Your task:
Copy the lines below as they are; omit the images they contain.

Data extract:
..........

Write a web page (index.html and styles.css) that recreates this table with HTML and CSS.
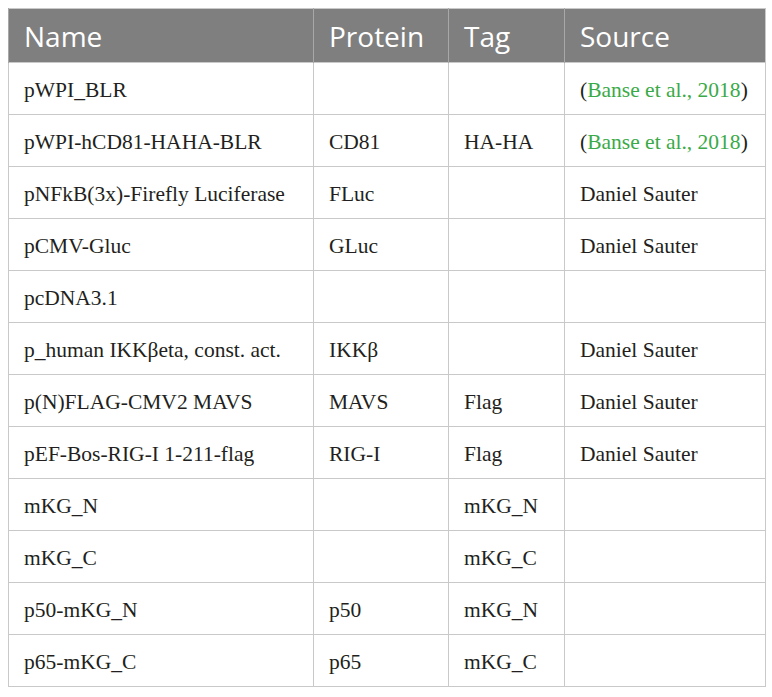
FILE: index.html
```html
<!DOCTYPE html>
<html>
<head>
<meta charset="utf-8">
<link rel="stylesheet" href="styles.css">
</head>
<body>
<table class="tbl">
  <colgroup>
    <col class="c1"><col class="c2"><col class="c3"><col class="c4">
  </colgroup>
  <thead>
    <tr><th>Name</th><th>Protein</th><th>Tag</th><th>Source</th></tr>
  </thead>
  <tbody>
    <tr><td>pWPI_BLR</td><td></td><td></td><td>(<span class="ref">Banse et al., 2018</span>)</td></tr>
    <tr><td>pWPI-hCD81-HAHA-BLR</td><td>CD81</td><td>HA-HA</td><td>(<span class="ref">Banse et al., 2018</span>)</td></tr>
    <tr><td>pNFkB(3x)-Firefly Luciferase</td><td>FLuc</td><td></td><td>Daniel Sauter</td></tr>
    <tr><td>pCMV-Gluc</td><td>GLuc</td><td></td><td>Daniel Sauter</td></tr>
    <tr><td>pcDNA3.1</td><td></td><td></td><td></td></tr>
    <tr><td>p_human IKKβeta, const. act.</td><td>IKKβ</td><td></td><td>Daniel Sauter</td></tr>
    <tr><td>p(N)FLAG-CMV2 MAVS</td><td>MAVS</td><td>Flag</td><td>Daniel Sauter</td></tr>
    <tr><td>pEF-Bos-RIG-I 1-211-flag</td><td>RIG-I</td><td>Flag</td><td>Daniel Sauter</td></tr>
    <tr><td>mKG_N</td><td></td><td>mKG_N</td><td></td></tr>
    <tr><td>mKG_C</td><td></td><td>mKG_C</td><td></td></tr>
    <tr><td>p50-mKG_N</td><td>p50</td><td>mKG_N</td><td></td></tr>
    <tr><td>p65-mKG_C</td><td>p65</td><td>mKG_C</td><td></td></tr>
  </tbody>
</table>
</body>
</html>
```
FILE: styles.css
```css
html, body {
  margin: 0;
  padding: 0;
  background: #ffffff;
}
body {
  padding: 8px;
}
.tbl {
  border-collapse: collapse;
  table-layout: fixed;
  width: 757px;
  border: 1px solid #c9c9c9;
}
.c1 { width: 305px; }
.c2 { width: 135px; }
.c3 { width: 116px; }
.c4 { width: 201px; }
.tbl th {
  background: #7f7f7f;
  color: #ffffff;
  font-family: "Open Sans", "Noto Sans", sans-serif;
  font-weight: 400;
  font-size: 28px;
  text-align: left;
  height: 54px;
  padding: 0 0 0 15px;
  border-left: 1px solid #a8a8a8;
  box-sizing: border-box;
}
.tbl td {
  font-family: "Liberation Serif", "Times New Roman", serif;
  font-size: 21.5px;
  color: #231f20;
  height: 47px;
  padding: 4px 0 0 15px;
  border: 1px solid #c9c9c9;
  white-space: nowrap;
}
.ref {
  color: #3aaa48;
}
```
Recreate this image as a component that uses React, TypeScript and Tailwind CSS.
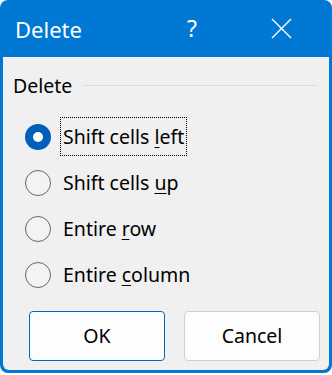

..........

Exercise answer:
Write a web page (index.html and styles.css) that recreates this table with HTML and CSS.
FILE: index.html
```html
<!DOCTYPE html>
<html>
<head>
<meta charset="utf-8">
<link rel="stylesheet" href="styles.css">
</head>
<body>
<table class="tbl">
  <colgroup>
    <col class="c1"><col class="c2"><col class="c3"><col class="c4">
  </colgroup>
  <thead>
    <tr><th>Name</th><th>Protein</th><th>Tag</th><th>Source</th></tr>
  </thead>
  <tbody>
    <tr><td>pWPI_BLR</td><td></td><td></td><td>(<span class="ref">Banse et al., 2018</span>)</td></tr>
    <tr><td>pWPI-hCD81-HAHA-BLR</td><td>CD81</td><td>HA-HA</td><td>(<span class="ref">Banse et al., 2018</span>)</td></tr>
    <tr><td>pNFkB(3x)-Firefly Luciferase</td><td>FLuc</td><td></td><td>Daniel Sauter</td></tr>
    <tr><td>pCMV-Gluc</td><td>GLuc</td><td></td><td>Daniel Sauter</td></tr>
    <tr><td>pcDNA3.1</td><td></td><td></td><td></td></tr>
    <tr><td>p_human IKKβeta, const. act.</td><td>IKKβ</td><td></td><td>Daniel Sauter</td></tr>
    <tr><td>p(N)FLAG-CMV2 MAVS</td><td>MAVS</td><td>Flag</td><td>Daniel Sauter</td></tr>
    <tr><td>pEF-Bos-RIG-I 1-211-flag</td><td>RIG-I</td><td>Flag</td><td>Daniel Sauter</td></tr>
    <tr><td>mKG_N</td><td></td><td>mKG_N</td><td></td></tr>
    <tr><td>mKG_C</td><td></td><td>mKG_C</td><td></td></tr>
    <tr><td>p50-mKG_N</td><td>p50</td><td>mKG_N</td><td></td></tr>
    <tr><td>p65-mKG_C</td><td>p65</td><td>mKG_C</td><td></td></tr>
  </tbody>
</table>
</body>
</html>
```
FILE: styles.css
```css
html, body {
  margin: 0;
  padding: 0;
  background: #ffffff;
}
body {
  padding: 8px;
}
.tbl {
  border-collapse: collapse;
  table-layout: fixed;
  width: 757px;
  border: 1px solid #c9c9c9;
}
.c1 { width: 305px; }
.c2 { width: 135px; }
.c3 { width: 116px; }
.c4 { width: 201px; }
.tbl th {
  background: #7f7f7f;
  color: #ffffff;
  font-family: "Open Sans", "Noto Sans", sans-serif;
  font-weight: 400;
  font-size: 28px;
  text-align: left;
  height: 54px;
  padding: 0 0 0 15px;
  border-left: 1px solid #a8a8a8;
  box-sizing: border-box;
}
.tbl td {
  font-family: "Liberation Serif", "Times New Roman", serif;
  font-size: 21.5px;
  color: #231f20;
  height: 47px;
  padding: 4px 0 0 15px;
  border: 1px solid #c9c9c9;
  white-space: nowrap;
}
.ref {
  color: #3aaa48;
}
```
Recreate this image as a component that uses React, TypeScript and Tailwind CSS.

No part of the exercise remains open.